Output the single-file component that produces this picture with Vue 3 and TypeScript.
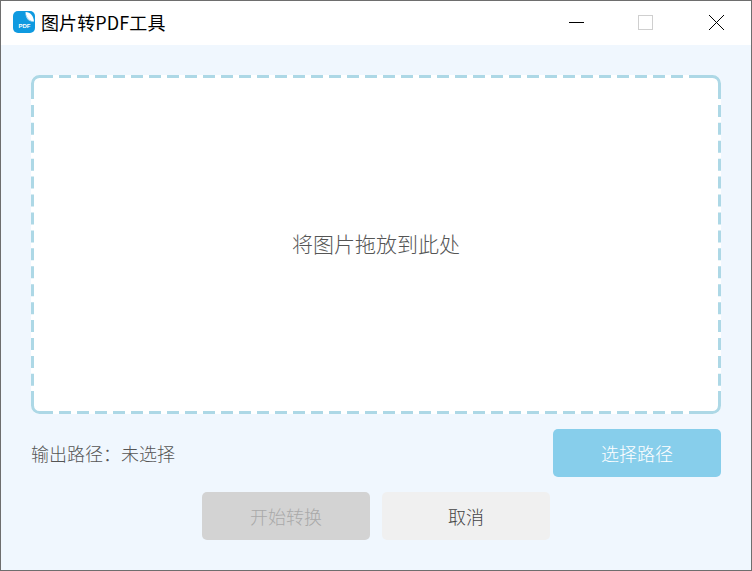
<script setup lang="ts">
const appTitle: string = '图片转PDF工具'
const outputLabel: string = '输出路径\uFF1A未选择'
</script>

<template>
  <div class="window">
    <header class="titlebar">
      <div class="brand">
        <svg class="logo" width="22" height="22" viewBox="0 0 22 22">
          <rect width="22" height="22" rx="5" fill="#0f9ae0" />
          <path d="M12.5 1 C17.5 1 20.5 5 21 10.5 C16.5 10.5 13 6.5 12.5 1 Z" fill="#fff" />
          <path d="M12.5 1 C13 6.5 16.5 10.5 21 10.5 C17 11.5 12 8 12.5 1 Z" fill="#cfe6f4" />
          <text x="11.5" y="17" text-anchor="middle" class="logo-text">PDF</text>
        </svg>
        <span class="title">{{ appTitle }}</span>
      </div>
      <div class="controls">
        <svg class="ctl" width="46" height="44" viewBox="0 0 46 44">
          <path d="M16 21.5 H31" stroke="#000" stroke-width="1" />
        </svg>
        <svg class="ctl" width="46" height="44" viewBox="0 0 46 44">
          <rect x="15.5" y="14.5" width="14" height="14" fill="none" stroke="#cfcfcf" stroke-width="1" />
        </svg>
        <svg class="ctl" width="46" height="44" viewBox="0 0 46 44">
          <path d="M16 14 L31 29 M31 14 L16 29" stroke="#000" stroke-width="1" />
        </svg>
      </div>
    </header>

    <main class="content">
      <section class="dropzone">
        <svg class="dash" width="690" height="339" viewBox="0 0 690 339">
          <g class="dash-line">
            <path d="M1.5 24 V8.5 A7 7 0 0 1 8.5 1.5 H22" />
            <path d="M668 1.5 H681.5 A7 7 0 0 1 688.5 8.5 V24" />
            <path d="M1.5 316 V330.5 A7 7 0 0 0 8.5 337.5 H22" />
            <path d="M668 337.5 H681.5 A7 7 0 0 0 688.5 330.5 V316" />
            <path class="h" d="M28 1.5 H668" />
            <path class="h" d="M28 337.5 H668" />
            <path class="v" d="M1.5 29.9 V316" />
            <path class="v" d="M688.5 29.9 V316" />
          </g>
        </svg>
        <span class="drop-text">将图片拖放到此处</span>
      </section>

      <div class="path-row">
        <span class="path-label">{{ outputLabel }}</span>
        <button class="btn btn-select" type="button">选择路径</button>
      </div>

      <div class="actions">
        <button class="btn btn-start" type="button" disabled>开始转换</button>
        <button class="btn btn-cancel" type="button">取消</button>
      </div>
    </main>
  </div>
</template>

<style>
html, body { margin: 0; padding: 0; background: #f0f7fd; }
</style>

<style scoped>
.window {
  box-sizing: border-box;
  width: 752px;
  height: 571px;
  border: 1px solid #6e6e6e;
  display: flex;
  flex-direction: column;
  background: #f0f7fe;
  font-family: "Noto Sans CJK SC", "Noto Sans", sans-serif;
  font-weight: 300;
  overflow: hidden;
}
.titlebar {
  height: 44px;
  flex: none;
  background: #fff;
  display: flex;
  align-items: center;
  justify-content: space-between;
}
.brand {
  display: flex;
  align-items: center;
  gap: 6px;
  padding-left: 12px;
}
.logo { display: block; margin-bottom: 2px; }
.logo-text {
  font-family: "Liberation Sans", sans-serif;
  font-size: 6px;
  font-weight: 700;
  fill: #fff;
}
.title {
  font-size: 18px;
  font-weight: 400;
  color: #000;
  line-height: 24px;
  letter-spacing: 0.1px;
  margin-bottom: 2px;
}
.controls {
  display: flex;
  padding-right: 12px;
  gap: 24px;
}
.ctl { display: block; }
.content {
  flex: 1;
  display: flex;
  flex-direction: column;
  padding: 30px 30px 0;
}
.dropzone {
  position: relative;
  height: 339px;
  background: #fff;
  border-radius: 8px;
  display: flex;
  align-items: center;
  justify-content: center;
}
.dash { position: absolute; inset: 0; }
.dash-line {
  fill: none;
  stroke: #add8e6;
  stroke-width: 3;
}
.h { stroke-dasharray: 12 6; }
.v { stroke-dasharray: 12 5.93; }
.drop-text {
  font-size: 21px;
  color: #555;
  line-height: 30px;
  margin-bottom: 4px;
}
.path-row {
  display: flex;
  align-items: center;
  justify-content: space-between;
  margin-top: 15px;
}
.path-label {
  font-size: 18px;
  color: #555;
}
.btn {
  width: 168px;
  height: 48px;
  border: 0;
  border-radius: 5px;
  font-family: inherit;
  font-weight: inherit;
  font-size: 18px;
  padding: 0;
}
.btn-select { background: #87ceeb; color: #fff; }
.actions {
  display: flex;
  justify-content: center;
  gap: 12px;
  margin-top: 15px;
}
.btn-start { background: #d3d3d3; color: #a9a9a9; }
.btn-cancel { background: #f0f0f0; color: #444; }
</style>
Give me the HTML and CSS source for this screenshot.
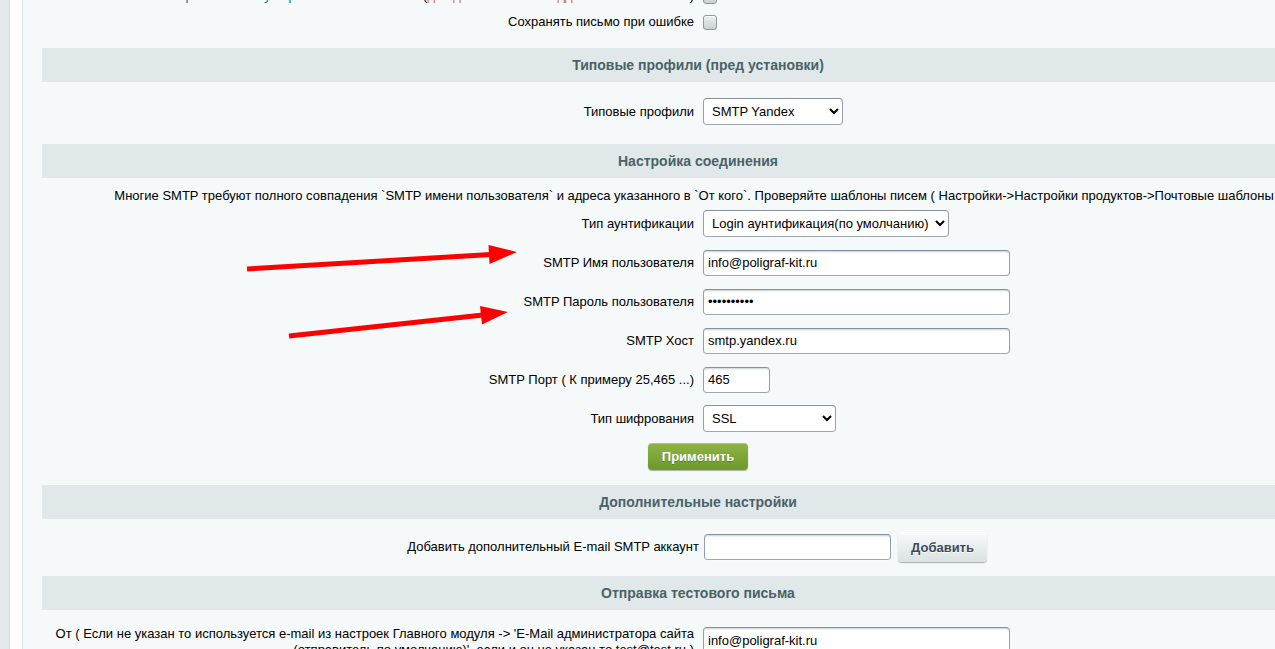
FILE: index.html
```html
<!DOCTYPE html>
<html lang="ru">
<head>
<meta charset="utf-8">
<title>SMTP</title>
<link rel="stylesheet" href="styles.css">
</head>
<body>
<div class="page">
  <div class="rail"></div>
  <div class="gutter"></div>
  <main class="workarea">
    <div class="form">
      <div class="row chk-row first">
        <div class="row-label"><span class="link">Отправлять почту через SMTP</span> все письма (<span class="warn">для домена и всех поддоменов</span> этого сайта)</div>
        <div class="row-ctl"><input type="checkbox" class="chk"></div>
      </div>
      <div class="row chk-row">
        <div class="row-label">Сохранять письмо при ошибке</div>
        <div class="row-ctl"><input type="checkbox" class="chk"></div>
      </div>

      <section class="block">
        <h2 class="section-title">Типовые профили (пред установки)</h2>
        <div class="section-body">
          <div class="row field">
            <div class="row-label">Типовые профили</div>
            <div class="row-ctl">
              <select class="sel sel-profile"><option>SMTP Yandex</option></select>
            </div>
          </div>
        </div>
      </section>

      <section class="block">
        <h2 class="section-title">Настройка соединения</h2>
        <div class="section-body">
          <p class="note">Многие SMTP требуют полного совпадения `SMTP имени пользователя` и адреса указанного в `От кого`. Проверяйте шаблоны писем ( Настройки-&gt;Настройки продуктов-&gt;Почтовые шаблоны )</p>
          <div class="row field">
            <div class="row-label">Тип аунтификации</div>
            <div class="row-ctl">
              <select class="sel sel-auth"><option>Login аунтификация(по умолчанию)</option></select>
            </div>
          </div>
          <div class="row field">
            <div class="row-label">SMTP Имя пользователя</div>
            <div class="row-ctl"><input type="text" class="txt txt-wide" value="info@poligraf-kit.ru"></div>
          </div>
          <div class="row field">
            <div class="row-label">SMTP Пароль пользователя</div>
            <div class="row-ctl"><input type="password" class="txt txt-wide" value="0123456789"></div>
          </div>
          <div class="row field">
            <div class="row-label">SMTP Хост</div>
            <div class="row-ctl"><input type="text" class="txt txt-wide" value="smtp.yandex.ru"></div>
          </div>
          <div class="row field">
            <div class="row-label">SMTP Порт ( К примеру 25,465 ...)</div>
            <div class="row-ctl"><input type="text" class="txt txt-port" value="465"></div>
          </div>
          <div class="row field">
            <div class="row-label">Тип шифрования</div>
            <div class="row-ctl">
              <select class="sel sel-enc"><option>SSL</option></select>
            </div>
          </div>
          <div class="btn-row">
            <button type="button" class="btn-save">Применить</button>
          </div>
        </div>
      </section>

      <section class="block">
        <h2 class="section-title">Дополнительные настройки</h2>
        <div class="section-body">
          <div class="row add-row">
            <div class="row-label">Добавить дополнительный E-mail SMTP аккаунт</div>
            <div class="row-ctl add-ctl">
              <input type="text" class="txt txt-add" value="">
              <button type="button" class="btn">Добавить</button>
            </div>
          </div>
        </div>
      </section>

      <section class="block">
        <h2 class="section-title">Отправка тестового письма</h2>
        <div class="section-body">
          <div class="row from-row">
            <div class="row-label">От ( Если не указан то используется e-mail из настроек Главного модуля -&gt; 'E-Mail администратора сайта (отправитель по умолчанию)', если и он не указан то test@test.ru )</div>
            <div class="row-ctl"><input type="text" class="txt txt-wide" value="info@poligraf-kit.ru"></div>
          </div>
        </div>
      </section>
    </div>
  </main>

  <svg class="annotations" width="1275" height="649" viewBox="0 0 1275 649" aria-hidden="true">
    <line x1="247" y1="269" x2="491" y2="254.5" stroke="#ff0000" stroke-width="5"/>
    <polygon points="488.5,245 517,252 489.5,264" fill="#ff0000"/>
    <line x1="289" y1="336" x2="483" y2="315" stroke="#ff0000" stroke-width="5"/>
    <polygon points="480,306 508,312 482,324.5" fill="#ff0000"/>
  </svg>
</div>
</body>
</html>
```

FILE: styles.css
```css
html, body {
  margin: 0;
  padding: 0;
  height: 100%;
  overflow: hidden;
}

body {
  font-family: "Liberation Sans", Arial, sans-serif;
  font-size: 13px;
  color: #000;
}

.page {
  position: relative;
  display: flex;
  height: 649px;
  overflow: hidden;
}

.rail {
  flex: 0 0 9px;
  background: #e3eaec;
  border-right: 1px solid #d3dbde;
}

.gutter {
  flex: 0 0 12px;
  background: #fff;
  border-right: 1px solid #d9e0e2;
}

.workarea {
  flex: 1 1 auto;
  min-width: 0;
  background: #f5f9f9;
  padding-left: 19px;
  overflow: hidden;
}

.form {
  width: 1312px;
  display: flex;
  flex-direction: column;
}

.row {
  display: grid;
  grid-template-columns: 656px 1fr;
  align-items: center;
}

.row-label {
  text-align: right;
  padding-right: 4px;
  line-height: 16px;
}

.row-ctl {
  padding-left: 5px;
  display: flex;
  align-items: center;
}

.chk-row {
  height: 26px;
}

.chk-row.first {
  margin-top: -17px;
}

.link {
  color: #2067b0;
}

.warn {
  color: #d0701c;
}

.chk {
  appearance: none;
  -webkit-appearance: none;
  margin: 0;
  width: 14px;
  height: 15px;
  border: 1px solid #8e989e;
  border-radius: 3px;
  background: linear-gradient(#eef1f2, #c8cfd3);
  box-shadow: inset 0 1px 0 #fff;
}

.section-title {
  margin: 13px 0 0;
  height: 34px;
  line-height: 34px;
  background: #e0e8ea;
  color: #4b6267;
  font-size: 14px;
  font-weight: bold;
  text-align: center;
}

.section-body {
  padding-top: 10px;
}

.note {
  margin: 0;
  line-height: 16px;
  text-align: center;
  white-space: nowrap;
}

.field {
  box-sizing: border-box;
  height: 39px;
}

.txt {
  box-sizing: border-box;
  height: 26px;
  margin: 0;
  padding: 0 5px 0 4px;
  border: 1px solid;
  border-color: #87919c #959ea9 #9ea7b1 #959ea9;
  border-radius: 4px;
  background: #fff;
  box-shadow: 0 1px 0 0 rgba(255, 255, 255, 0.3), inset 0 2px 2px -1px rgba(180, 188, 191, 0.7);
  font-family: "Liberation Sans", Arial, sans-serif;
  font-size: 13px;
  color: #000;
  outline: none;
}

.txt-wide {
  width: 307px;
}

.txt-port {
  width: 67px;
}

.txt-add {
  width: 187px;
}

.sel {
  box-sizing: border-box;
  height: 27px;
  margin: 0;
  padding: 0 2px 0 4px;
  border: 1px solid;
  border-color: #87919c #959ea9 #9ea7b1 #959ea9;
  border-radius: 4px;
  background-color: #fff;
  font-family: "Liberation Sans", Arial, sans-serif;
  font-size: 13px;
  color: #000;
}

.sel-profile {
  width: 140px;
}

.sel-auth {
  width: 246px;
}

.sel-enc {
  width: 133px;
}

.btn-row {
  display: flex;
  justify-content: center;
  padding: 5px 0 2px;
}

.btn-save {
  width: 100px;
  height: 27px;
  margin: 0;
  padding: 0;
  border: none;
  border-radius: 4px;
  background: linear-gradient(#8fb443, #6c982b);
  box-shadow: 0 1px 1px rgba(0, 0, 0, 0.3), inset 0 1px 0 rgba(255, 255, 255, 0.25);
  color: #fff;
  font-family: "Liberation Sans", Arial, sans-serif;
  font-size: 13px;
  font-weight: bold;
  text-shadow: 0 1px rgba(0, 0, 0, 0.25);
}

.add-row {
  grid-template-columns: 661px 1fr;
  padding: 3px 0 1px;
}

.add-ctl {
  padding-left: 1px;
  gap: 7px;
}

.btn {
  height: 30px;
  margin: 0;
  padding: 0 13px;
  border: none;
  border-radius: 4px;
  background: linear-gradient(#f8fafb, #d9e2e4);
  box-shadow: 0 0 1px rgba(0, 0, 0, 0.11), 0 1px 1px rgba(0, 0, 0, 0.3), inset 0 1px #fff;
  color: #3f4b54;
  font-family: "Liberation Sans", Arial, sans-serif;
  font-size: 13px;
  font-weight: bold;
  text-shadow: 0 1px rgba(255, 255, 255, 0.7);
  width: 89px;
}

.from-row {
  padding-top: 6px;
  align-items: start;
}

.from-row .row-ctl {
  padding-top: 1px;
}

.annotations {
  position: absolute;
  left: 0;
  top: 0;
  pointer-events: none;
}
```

● **Problem statement**
In the lines above, find each one with "this" and list it.

● **Full solution**
Output the single-file component that produces this picture with Vue 3 and TypeScript.
Give me the HTML and CSS source for this screenshot.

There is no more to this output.